When he returned to Capernaum, some time later word went round that he was in the house; and so many people collected that there was no room left, even in front of the door. He was preaching the word to them when some people came bringing him a paralytic carried by four men, but as they could not get the man to him through the crowd, they stripped the roof over the place where Jesus was; and when they had made an opening, they lowered the stretcher on which the paralytic lay. Seeing their faith, Jesus said to the paralytic, 'My child, your sins are forgiven.' Now some scribes were sitting there, and they thought to themselves, 'How can this man talk like that? He is being blasphemous. Who but God can forgive sins?' And at once, Jesus, inwardly aware that this is what they were thinking, said to them, 'Why do you have these thoughts in your hearts? Which of these is easier: to say to the paralytic, "Your sins are forgiven" or to say, "Get up, pick up your stretcher and walk"? But to prove to you that the Son of man has authority to forgive sins on earth' - he said to the paralytic -'I order you: get up, pick up your stretcher, and go off home.' And the man got up, and at once picked up his stretcher and walked out in front of everyone, so that they were all astonished and praised God saying, 'We have never seen anything like this.'


Reflection
 • In Mark 1, 1-15, Mark shows how the Good News of God should be prepared and spread. In Mark 1, 16-45, he indicates which is the objective of the Good News and which is the mission of the community. Now, in Mk 2, 1 to 3, 6 there is the effect of the proclamation of the Good News. A community faithful to the Gospel lives values which are in contrast with the interests of the society which surrounds it. This is why one of the effects of the proclamation of the Good News, is the conflict with those who defend the interests of society. Mark gathers together five conflicts which the proclamation of the Good News brought to Jesus.
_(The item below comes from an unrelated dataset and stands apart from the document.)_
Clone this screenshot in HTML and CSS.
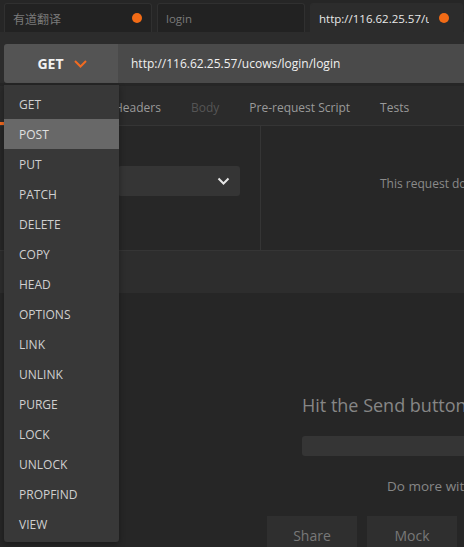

• In the year 70, the time when he wrote his Gospel, there were many conflicts in the life of the communities, but they did not always know how to behave before the accusations which they received from the Roman authorities and from the Jewish leaders. This series of five conflicts found in Mk 2, 1 to 3, 6 served as a guide to orientate the communities, those of the past as well as those of today. Because the conflict is not an incident of the road, even if it forms part of the journey.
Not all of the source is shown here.